Music is both aesthetic and therapeutic.

Music is universally loved, and the joy of listening to favorite works can bring people together, heighten emotions, and inspire nonverbal communication on a deep level. The therapeutic element of music is equally as important as the aesthetic element; music protocols based in scientific research are applicable to many diagnoses that involve motor, speech, and cognition challenges.

Historically, music therapy began as a vocation shortly after World War II, when musicians in bands would travel to the VA hospitals to play for the wounded soldiers. It was noticed that these soldiers somehow felt better after hearing the music, but no one really knew why. Demand grew for more and more musicians to play at the hospitals, and the first university program for music therapy certifications was established in 1944 at Michigan State University.

“Music can lift us out of depression or move us to tears – it is a remedy, a tonic, orange juice for the ear. But for many of my neurological patients, music is even more – it can provide access, even when no medication can, to movement, to speech, to life. For them, music is not a luxury, but a necessity.” - Oliver Sacks, MD

When brain-imaging tools such as fMRI and EEG came into wide use during the 1990s, the path forward for music therapy gradually emerged from social science into neuroscience. Research shows that rhythm is the key element to entrain brain oscillations, heart rate, and muscle movement.

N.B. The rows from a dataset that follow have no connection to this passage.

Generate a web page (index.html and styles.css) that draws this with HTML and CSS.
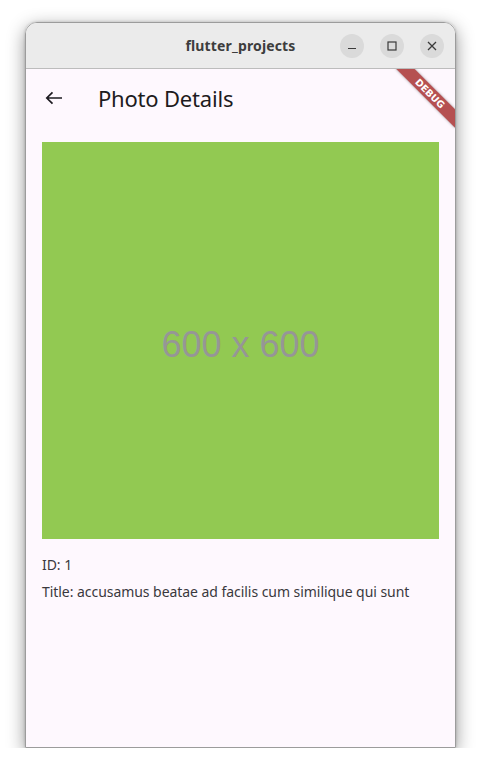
FILE: index.html
```html
<!DOCTYPE html>
<html>
<head>
<meta charset="utf-8">
<link rel="stylesheet" href="styles.css">
</head>
<body>
<div class="window">
  <div class="titlebar">
    <div></div>
    <div class="wtitle">flutter_projects</div>
    <div class="wbtns">
      <span class="wbtn"><svg width="10" height="10" viewBox="0 0 10 10"><path d="M1 7.5h8" stroke="#3a3a3a" stroke-width="1.2"/></svg></span>
      <span class="wbtn"><svg width="10" height="10" viewBox="0 0 10 10"><rect x="1" y="1" width="8" height="8" fill="none" stroke="#3a3a3a" stroke-width="1.2"/></svg></span>
      <span class="wbtn"><svg width="10" height="10" viewBox="0 0 10 10"><path d="M1 1l8 8M9 1l-8 8" stroke="#3a3a3a" stroke-width="1.3"/></svg></span>
    </div>
  </div>
  <div class="app">
    <div class="appbar">
      <div class="back"><svg width="24" height="24" viewBox="0 0 24 24"><path d="M20 12H4.8M10.5 6.3L4.8 12l5.7 5.7" fill="none" stroke="#1d1b20" stroke-width="1.7"/></svg></div>
      <div class="apptitle">Photo Details</div>
    </div>
    <div class="content">
      <div class="photo"><span class="phtext">600 x 600</span></div>
      <div class="line first">ID: 1</div>
      <div class="line">Title: accusamus beatae ad facilis cum similique qui sunt</div>
    </div>
    <div class="banner">DEBUG</div>
  </div>
</div>
</body>
</html>
```
FILE: styles.css
```css
html, body { margin: 0; padding: 0; background: #ffffff; }
body { font-family: "Noto Sans", "DejaVu Sans", sans-serif; }
.window {
  margin: 22px 0 0 25px;
  width: 431px;
  height: 726px;
  box-sizing: border-box;
  border: 1px solid #9c9c9c;
  border-radius: 12px 12px 0 0;
  overflow: hidden;
  box-shadow: 0 5px 18px rgba(0,0,0,0.42), 0 0 3px rgba(0,0,0,0.2);
  display: flex;
  flex-direction: column;
}
.titlebar {
  height: 46px;
  flex: none;
  box-sizing: border-box;
  background: #ebebeb;
  border-bottom: 1px solid #bcbcbc;
  display: grid;
  grid-template-columns: 1fr auto 1fr;
  align-items: center;
}
.wtitle {
  font-family: "Noto Sans", sans-serif;
  font-weight: 700;
  font-size: 14px;
  color: #3d3d3d;
  letter-spacing: 0.15px;
}
.wbtns {
  display: flex;
  justify-content: flex-end;
  gap: 16px;
  padding-right: 11px;
}
.wbtn {
  width: 24px;
  height: 24px;
  border-radius: 50%;
  background: #dadada;
  display: flex;
  align-items: center;
  justify-content: center;
}
.app {
  flex: 1;
  background: #fef8fe;
  position: relative;
  overflow: hidden;
}
.appbar {
  height: 57px;
  display: flex;
  align-items: center;
}
.back {
  width: 56px;
  height: 56px;
  display: flex;
  align-items: center;
  justify-content: center;
}
.apptitle {
  margin-left: 16px;
  font-size: 22px;
  color: #1d1b20;
  font-family: "Noto Sans", sans-serif;
  letter-spacing: -0.2px;
}
.content { padding: 16px; }
.photo {
  aspect-ratio: 1 / 1;
  background: #92c952;
  display: flex;
  align-items: center;
  justify-content: center;
}
.phtext {
  font-family: "Liberation Sans", Arial, sans-serif;
  font-size: 36px;
  color: #969696;
  padding-top: 8px;
}
.line {
  font-size: 14px;
  line-height: 19px;
  color: #3a383d;
  margin-top: 8px;
  letter-spacing: -0.05px;
}
.line.first { margin-top: 16px; }
.banner {
  position: absolute;
  top: 18px;
  right: -17px;
  width: 84px;
  height: 13px;
  transform: rotate(45deg);
  background: rgba(160,32,32,0.78);
  color: #fff;
  font-family: "DejaVu Sans", sans-serif;
  font-weight: 700;
  font-size: 9.5px;
  line-height: 13px;
  text-align: center;
  letter-spacing: 0px;
  box-shadow: 0 0 3px rgba(0,0,0,0.35);
}
```
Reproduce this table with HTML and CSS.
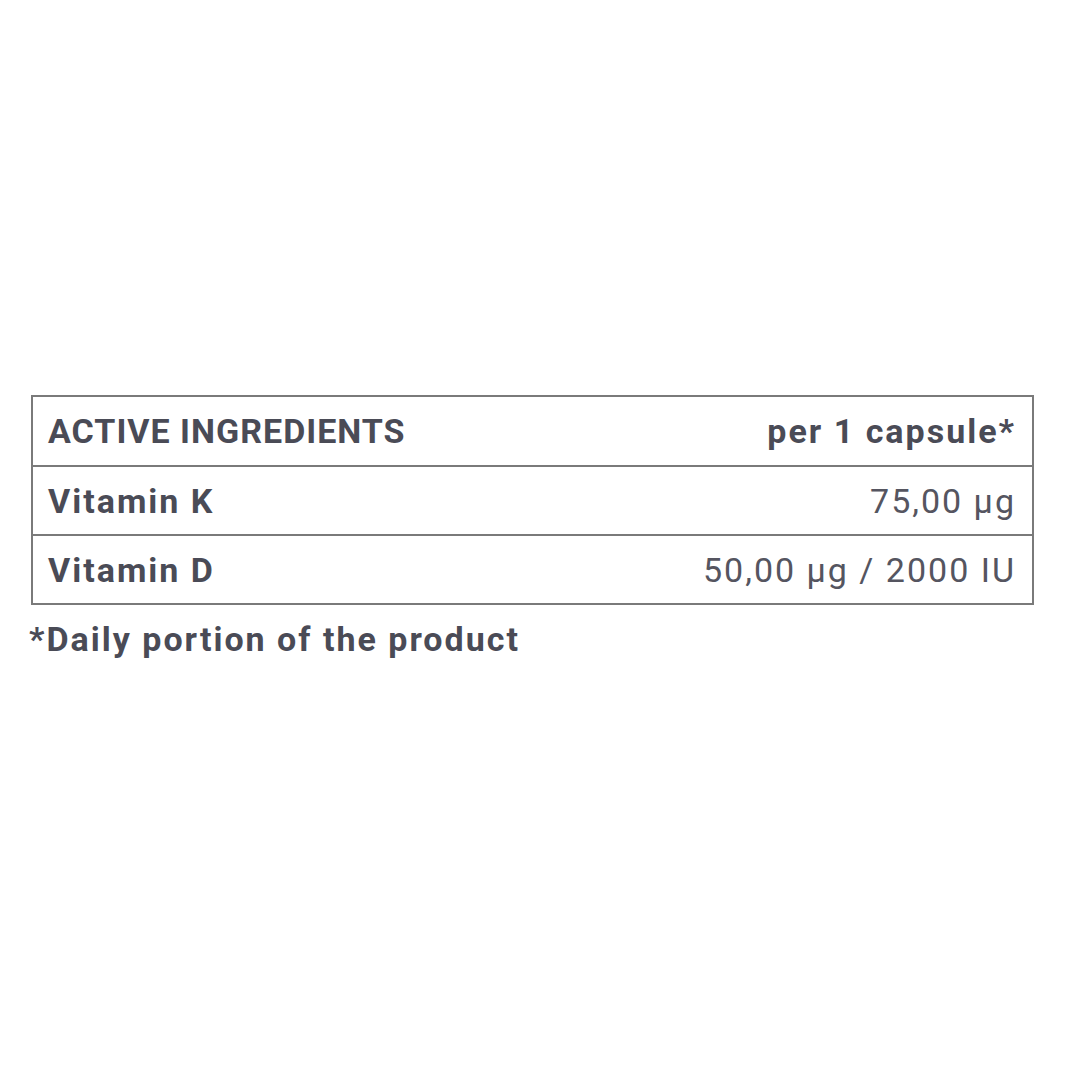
FILE: index.html
```html
<!DOCTYPE html>
<html>
<head>
<meta charset="utf-8">
<link rel="stylesheet" href="styles.css">
</head>
<body>
<div class="page">
  <div class="table">
    <div class="row head">
      <span class="name caps">ACTIVE INGREDIENTS</span>
      <span class="val">per 1 capsule*</span>
    </div>
    <div class="row">
      <span class="name">Vitamin K</span>
      <span class="val light">75,00 µg</span>
    </div>
    <div class="row">
      <span class="name">Vitamin D</span>
      <span class="val light">50,00 µg / 2000 IU</span>
    </div>
  </div>
  <p class="note">*Daily portion of the product</p>
</div>
</body>
</html>
```
FILE: styles.css
```css
html, body { margin: 0; padding: 0; background: #fff; }
.page {
  width: 1080px;
  height: 1080px;
  box-sizing: border-box;
  padding: 395px 46px 0 31px;
  font-family: Roboto, "Liberation Sans", sans-serif;
  color: #4a4b56;
}
.table {
  border: 2px solid #7a7a7a;
  display: flex;
  flex-direction: column;
}
.row {
  display: flex;
  justify-content: space-between;
  align-items: center;
  height: 67px;
  padding: 0 18px 0 15px;
  border-top: 2px solid #7a7a7a;
  font-size: 34px;
  letter-spacing: 2px;
}
.row.head { border-top: none; height: 68px; }
.name { font-weight: 700; }
.name.caps { letter-spacing: 1px; }
.val { font-weight: 700; margin-right: -2px; }
.val.light { font-weight: 400; color: #555560; }
.note {
  margin: 14px 0 0 -2px;
  font-size: 34px;
  letter-spacing: 2px;
  font-weight: 700;
}
```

Evidence-based research verifies that music helps encourage brain plasticity, resulting in regrowth or repatterning around damaged or diseased areas for conditions such as stroke and traumatic brain injury. Unfortunately, there are some disorders such as Parkinson's disease that affect an area of the brain where plasticity cannot develop. However, greater quality of life can still result from the use of music to assist with motor movement and speech.